I’ve always been on the outside looking in, and this enables me to look at this thing from a completely different angle. No presumptions, just ‘does it work?’ And I’ve never been into overspecialization. That’s why MMA appeals to me. You can learn it very, very quickly. I’ve watched thousands and thousands of MMA fights, as I suspect you have, and I’m looking at how that fight’s telling me I NEED to fight, not how I WANT to fight. It’s pretty simple, really.
The game started off with BJJ submissions on the ground being dominant, but it’s changed. Predominantly, it’s no longer a game of chess. It’s not boxing, it’s not BJJ, it’s not Muay Thai, it’s not wrestling, it’s MMA, with its own set of fundamental skills and key moves that are about fighting, full stop. And that’s where I’m coming from. Sure, people like Couture adapt their Greco-Roman to MMA and win, but I’m coming from being a multidimensional fighter, rather than a specialized one from a system.

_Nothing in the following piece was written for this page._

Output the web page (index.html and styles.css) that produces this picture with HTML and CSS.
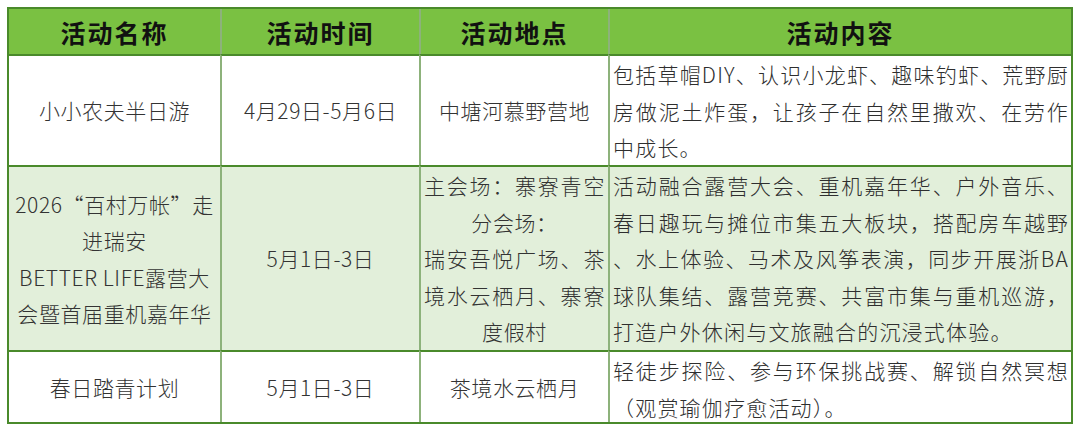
FILE: index.html
```html
<!DOCTYPE html>
<html lang="zh-CN">
<head>
<meta charset="utf-8">
<title>活动表</title>
<link rel="stylesheet" href="styles.css">
</head>
<body>
<div class="tbl">
  <div class="c h first">活动名称</div>
  <div class="c h">活动时间</div>
  <div class="c h">活动地点</div>
  <div class="c h">活动内容</div>

  <div class="c r first">小小农夫半日游</div>
  <div class="c r">4月29日-5月6日</div>
  <div class="c r">中塘河慕野营地</div>
  <div class="c r d">
    <span class="j">包括草帽DIY、认识小龙虾、趣味钓虾、荒野厨</span>
    <span class="j">房做泥土炸蛋，让孩子在自然里撒欢、在劳作</span>
    <span class="l">中成长。</span>
  </div>

  <div class="c r g first">
    <span class="l">2026“百村万帐”走</span>
    <span class="l">进瑞安</span>
    <span class="l">BETTER LIFE露营大</span>
    <span class="l">会暨首届重机嘉年华</span>
  </div>
  <div class="c r g">5月1日-3日</div>
  <div class="c r g place">
    <span class="j">主会场：寨寮青空</span>
    <span class="l">分会场：</span>
    <span class="j">瑞安吾悦广场、茶</span>
    <span class="j">境水云栖月、寨寮</span>
    <span class="l">度假村</span>
  </div>
  <div class="c r g d">
    <span class="j">活动融合露营大会、重机嘉年华、户外音乐、</span>
    <span class="j">春日趣玩与摊位市集五大板块，搭配房车越野</span>
    <span class="j">、水上体验、马术及风筝表演，同步开展浙BA</span>
    <span class="j">球队集结、露营竞赛、共富市集与重机巡游，</span>
    <span class="l">打造户外休闲与文旅融合的沉浸式体验。</span>
  </div>

  <div class="c r first">春日踏青计划</div>
  <div class="c r">5月1日-3日</div>
  <div class="c r">茶境水云栖月</div>
  <div class="c r d">
    <span class="j">轻徒步探险、参与环保挑战赛、解锁自然冥想</span>
    <span class="l">（观赏瑜伽疗愈活动）。</span>
  </div>
</div>
</body>
</html>
```

FILE: styles.css
```css
html, body {
  margin: 0;
  padding: 0;
  background: #ffffff;
}

body {
  font-family: "Noto Sans CJK SC", "Noto Sans", sans-serif;
  color: #333333;
}

.tbl {
  display: grid;
  grid-template-columns: 211px 199px 189px 463px;
  grid-template-rows: 45px 111px 185px 72px;
  width: 1066px;
  box-sizing: border-box;
  border: 2px solid #4a8a2b;
  margin: 7px 0 0 7px;
}

.c {
  box-sizing: border-box;
  border-left: 2px solid #8db27b;
  display: flex;
  flex-direction: column;
  justify-content: center;
  align-items: center;
  text-align: center;
  font-size: 21px;
  font-weight: 300;
  line-height: 36.5px;
  letter-spacing: 0.6px;
  min-width: 0;
}

.c.first {
  border-left: none;
}

.h {
  background: #7ac142;
  color: #111111;
  font-weight: 700;
  font-size: 25px;
  letter-spacing: 2px;
  line-height: 30px;
}

.r {
  border-top: 2px solid #4a8a2b;
}

.g {
  background: #e2efda;
}

.place {
  align-items: stretch;
  padding: 0 3px;
}

.d {
  align-items: stretch;
  justify-content: flex-start;
  text-align: left;
  padding: 0 2px 0 3px;
  font-size: 21px;
  letter-spacing: 1.2px;
  color: #2e2e2e;
}

.j {
  display: block;
  white-space: nowrap;
  text-align: justify;
  text-align-last: justify;
}

.l {
  display: block;
  white-space: nowrap;
}

.place .l {
  text-align: center;
}

.d .l {
  text-align: left;
}
```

And I’ve developed a methodology by which you don’t have to cross-train. You’ve just got to get this job done. In fact, cross-training is a big mistake, because you’re taking a number of specialities and then you have to modify them so that they fit together. The Muay Thai stance (shoulder to hip) is too upright and too high for MMA. Whereas the freestyle wrestler (low shoulder to knee) is too low. Everything has to be modified. You need instead to understand what’s fundamental to all of the specialities and then be able to adapt those fundamental patterns specific to what you need to do (MMA) and that’s what I’ve done. I’d never have got that by coming from inside any one system.
Many guys have got a stereotypical way of training or believing what the fight should be, and I come in and completely destroy that mold. There’s some process within me that allows me through trial and error, analysis, and the occasional accident to come up with this approach, which I believe is unique, and the short-cut (if you like) to success.
But who knows? I could be wrong. Time will tell.